▶ Job
Your task is to repeat the listing exactly.

▶ Raw data
++++++++++

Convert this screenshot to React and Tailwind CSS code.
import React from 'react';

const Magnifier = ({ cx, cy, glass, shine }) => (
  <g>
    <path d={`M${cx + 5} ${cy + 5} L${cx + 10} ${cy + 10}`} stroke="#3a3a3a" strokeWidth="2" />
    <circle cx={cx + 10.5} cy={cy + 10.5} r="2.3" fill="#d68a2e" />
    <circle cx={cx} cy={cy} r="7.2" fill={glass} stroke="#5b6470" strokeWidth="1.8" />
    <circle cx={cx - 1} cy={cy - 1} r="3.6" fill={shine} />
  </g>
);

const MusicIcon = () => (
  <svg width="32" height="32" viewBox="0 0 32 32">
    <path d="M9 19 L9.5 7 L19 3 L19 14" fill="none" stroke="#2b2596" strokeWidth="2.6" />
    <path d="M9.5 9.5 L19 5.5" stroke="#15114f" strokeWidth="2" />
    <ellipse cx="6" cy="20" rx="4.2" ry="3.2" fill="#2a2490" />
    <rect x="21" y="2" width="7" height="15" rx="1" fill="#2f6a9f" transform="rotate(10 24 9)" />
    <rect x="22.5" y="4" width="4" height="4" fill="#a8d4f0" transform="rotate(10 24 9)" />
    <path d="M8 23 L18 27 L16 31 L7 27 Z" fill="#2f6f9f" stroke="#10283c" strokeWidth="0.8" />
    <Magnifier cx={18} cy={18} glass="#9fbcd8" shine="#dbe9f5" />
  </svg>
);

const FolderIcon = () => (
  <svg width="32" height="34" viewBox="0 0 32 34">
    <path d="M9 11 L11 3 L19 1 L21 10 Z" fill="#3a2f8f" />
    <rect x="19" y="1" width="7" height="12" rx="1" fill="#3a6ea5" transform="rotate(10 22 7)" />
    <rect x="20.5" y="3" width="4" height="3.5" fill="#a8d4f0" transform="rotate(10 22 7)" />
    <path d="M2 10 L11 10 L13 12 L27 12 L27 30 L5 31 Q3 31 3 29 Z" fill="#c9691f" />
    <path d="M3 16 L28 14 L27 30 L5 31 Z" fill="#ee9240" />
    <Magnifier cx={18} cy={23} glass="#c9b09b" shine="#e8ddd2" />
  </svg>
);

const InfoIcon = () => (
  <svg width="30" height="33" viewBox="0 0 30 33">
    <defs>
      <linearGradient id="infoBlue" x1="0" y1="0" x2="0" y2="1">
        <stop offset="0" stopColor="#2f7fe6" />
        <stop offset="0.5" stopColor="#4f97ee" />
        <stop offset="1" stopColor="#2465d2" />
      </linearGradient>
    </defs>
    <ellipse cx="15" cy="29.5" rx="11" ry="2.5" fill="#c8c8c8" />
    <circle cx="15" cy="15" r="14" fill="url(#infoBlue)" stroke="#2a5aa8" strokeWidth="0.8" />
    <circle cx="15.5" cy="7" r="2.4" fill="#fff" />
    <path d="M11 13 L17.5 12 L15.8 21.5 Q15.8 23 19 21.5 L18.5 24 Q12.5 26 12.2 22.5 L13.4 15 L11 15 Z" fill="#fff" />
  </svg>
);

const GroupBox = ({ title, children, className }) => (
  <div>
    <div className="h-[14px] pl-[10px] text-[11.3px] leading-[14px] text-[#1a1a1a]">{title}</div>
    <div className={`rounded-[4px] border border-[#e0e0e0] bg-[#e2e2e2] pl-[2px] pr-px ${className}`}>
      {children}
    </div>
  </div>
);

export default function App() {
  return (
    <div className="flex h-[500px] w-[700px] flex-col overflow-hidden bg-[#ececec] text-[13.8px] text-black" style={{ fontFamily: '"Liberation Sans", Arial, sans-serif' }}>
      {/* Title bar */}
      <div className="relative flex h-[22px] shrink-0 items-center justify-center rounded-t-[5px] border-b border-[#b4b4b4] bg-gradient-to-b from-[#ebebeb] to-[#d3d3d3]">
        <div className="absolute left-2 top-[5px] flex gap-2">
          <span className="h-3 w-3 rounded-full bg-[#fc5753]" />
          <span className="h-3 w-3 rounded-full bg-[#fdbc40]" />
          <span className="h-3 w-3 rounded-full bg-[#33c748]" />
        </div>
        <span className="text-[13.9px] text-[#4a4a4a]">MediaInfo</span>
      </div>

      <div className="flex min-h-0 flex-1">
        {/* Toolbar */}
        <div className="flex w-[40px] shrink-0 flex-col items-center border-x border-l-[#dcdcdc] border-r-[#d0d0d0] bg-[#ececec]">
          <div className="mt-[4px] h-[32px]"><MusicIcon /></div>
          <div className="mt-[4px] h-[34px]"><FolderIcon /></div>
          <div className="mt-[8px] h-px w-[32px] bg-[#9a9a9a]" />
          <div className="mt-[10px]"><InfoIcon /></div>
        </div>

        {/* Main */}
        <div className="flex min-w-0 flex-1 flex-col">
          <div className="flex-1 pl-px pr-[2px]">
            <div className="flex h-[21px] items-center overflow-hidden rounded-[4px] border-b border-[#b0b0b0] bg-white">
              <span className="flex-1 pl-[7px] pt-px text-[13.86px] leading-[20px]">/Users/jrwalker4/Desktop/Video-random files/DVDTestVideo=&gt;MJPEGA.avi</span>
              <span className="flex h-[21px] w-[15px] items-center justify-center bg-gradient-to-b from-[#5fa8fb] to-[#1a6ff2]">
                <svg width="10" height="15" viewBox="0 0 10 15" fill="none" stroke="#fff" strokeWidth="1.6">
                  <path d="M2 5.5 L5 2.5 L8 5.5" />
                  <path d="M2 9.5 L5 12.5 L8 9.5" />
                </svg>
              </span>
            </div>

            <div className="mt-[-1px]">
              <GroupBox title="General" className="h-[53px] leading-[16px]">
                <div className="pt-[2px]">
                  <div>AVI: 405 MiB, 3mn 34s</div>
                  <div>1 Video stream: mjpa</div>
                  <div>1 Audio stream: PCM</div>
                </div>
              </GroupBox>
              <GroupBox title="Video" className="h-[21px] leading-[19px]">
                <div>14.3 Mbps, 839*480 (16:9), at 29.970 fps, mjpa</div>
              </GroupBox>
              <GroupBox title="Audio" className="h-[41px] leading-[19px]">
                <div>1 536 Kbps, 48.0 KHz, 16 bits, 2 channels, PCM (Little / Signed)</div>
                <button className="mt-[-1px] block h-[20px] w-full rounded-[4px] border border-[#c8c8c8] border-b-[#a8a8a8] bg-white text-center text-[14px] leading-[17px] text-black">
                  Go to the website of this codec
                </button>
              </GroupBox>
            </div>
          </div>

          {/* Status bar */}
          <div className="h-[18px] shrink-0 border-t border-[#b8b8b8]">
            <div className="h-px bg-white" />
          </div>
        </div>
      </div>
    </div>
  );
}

++++++++++

▶ Result
Convert this screenshot to React and Tailwind CSS code.
import React from 'react';

const Magnifier = ({ cx, cy, glass, shine }) => (
  <g>
    <path d={`M${cx + 5} ${cy + 5} L${cx + 10} ${cy + 10}`} stroke="#3a3a3a" strokeWidth="2" />
    <circle cx={cx + 10.5} cy={cy + 10.5} r="2.3" fill="#d68a2e" />
    <circle cx={cx} cy={cy} r="7.2" fill={glass} stroke="#5b6470" strokeWidth="1.8" />
    <circle cx={cx - 1} cy={cy - 1} r="3.6" fill={shine} />
  </g>
);

const MusicIcon = () => (
  <svg width="32" height="32" viewBox="0 0 32 32">
    <path d="M9 19 L9.5 7 L19 3 L19 14" fill="none" stroke="#2b2596" strokeWidth="2.6" />
    <path d="M9.5 9.5 L19 5.5" stroke="#15114f" strokeWidth="2" />
    <ellipse cx="6" cy="20" rx="4.2" ry="3.2" fill="#2a2490" />
    <rect x="21" y="2" width="7" height="15" rx="1" fill="#2f6a9f" transform="rotate(10 24 9)" />
    <rect x="22.5" y="4" width="4" height="4" fill="#a8d4f0" transform="rotate(10 24 9)" />
    <path d="M8 23 L18 27 L16 31 L7 27 Z" fill="#2f6f9f" stroke="#10283c" strokeWidth="0.8" />
    <Magnifier cx={18} cy={18} glass="#9fbcd8" shine="#dbe9f5" />
  </svg>
);

const FolderIcon = () => (
  <svg width="32" height="34" viewBox="0 0 32 34">
    <path d="M9 11 L11 3 L19 1 L21 10 Z" fill="#3a2f8f" />
    <rect x="19" y="1" width="7" height="12" rx="1" fill="#3a6ea5" transform="rotate(10 22 7)" />
    <rect x="20.5" y="3" width="4" height="3.5" fill="#a8d4f0" transform="rotate(10 22 7)" />
    <path d="M2 10 L11 10 L13 12 L27 12 L27 30 L5 31 Q3 31 3 29 Z" fill="#c9691f" />
    <path d="M3 16 L28 14 L27 30 L5 31 Z" fill="#ee9240" />
    <Magnifier cx={18} cy={23} glass="#c9b09b" shine="#e8ddd2" />
  </svg>
);

const InfoIcon = () => (
  <svg width="30" height="33" viewBox="0 0 30 33">
    <defs>
      <linearGradient id="infoBlue" x1="0" y1="0" x2="0" y2="1">
        <stop offset="0" stopColor="#2f7fe6" />
        <stop offset="0.5" stopColor="#4f97ee" />
        <stop offset="1" stopColor="#2465d2" />
      </linearGradient>
    </defs>
    <ellipse cx="15" cy="29.5" rx="11" ry="2.5" fill="#c8c8c8" />
    <circle cx="15" cy="15" r="14" fill="url(#infoBlue)" stroke="#2a5aa8" strokeWidth="0.8" />
    <circle cx="15.5" cy="7" r="2.4" fill="#fff" />
    <path d="M11 13 L17.5 12 L15.8 21.5 Q15.8 23 19 21.5 L18.5 24 Q12.5 26 12.2 22.5 L13.4 15 L11 15 Z" fill="#fff" />
  </svg>
);

const GroupBox = ({ title, children, className }) => (
  <div>
    <div className="h-[14px] pl-[10px] text-[11.3px] leading-[14px] text-[#1a1a1a]">{title}</div>
    <div className={`rounded-[4px] border border-[#e0e0e0] bg-[#e2e2e2] pl-[2px] pr-px ${className}`}>
      {children}
    </div>
  </div>
);

export default function App() {
  return (
    <div className="flex h-[500px] w-[700px] flex-col overflow-hidden bg-[#ececec] text-[13.8px] text-black" style={{ fontFamily: '"Liberation Sans", Arial, sans-serif' }}>
      {/* Title bar */}
      <div className="relative flex h-[22px] shrink-0 items-center justify-center rounded-t-[5px] border-b border-[#b4b4b4] bg-gradient-to-b from-[#ebebeb] to-[#d3d3d3]">
        <div className="absolute left-2 top-[5px] flex gap-2">
          <span className="h-3 w-3 rounded-full bg-[#fc5753]" />
          <span className="h-3 w-3 rounded-full bg-[#fdbc40]" />
          <span className="h-3 w-3 rounded-full bg-[#33c748]" />
        </div>
        <span className="text-[13.9px] text-[#4a4a4a]">MediaInfo</span>
      </div>

      <div className="flex min-h-0 flex-1">
        {/* Toolbar */}
        <div className="flex w-[40px] shrink-0 flex-col items-center border-x border-l-[#dcdcdc] border-r-[#d0d0d0] bg-[#ececec]">
          <div className="mt-[4px] h-[32px]"><MusicIcon /></div>
          <div className="mt-[4px] h-[34px]"><FolderIcon /></div>
          <div className="mt-[8px] h-px w-[32px] bg-[#9a9a9a]" />
          <div className="mt-[10px]"><InfoIcon /></div>
        </div>

        {/* Main */}
        <div className="flex min-w-0 flex-1 flex-col">
          <div className="flex-1 pl-px pr-[2px]">
            <div className="flex h-[21px] items-center overflow-hidden rounded-[4px] border-b border-[#b0b0b0] bg-white">
              <span className="flex-1 pl-[7px] pt-px text-[13.86px] leading-[20px]">/Users/jrwalker4/Desktop/Video-random files/DVDTestVideo=&gt;MJPEGA.avi</span>
              <span className="flex h-[21px] w-[15px] items-center justify-center bg-gradient-to-b from-[#5fa8fb] to-[#1a6ff2]">
                <svg width="10" height="15" viewBox="0 0 10 15" fill="none" stroke="#fff" strokeWidth="1.6">
                  <path d="M2 5.5 L5 2.5 L8 5.5" />
                  <path d="M2 9.5 L5 12.5 L8 9.5" />
                </svg>
              </span>
            </div>

            <div className="mt-[-1px]">
              <GroupBox title="General" className="h-[53px] leading-[16px]">
                <div className="pt-[2px]">
                  <div>AVI: 405 MiB, 3mn 34s</div>
                  <div>1 Video stream: mjpa</div>
                  <div>1 Audio stream: PCM</div>
                </div>
              </GroupBox>
              <GroupBox title="Video" className="h-[21px] leading-[19px]">
                <div>14.3 Mbps, 839*480 (16:9), at 29.970 fps, mjpa</div>
              </GroupBox>
              <GroupBox title="Audio" className="h-[41px] leading-[19px]">
                <div>1 536 Kbps, 48.0 KHz, 16 bits, 2 channels, PCM (Little / Signed)</div>
                <button className="mt-[-1px] block h-[20px] w-full rounded-[4px] border border-[#c8c8c8] border-b-[#a8a8a8] bg-white text-center text-[14px] leading-[17px] text-black">
                  Go to the website of this codec
                </button>
              </GroupBox>
            </div>
          </div>

          {/* Status bar */}
          <div className="h-[18px] shrink-0 border-t border-[#b8b8b8]">
            <div className="h-px bg-white" />
          </div>
        </div>
      </div>
    </div>
  );
}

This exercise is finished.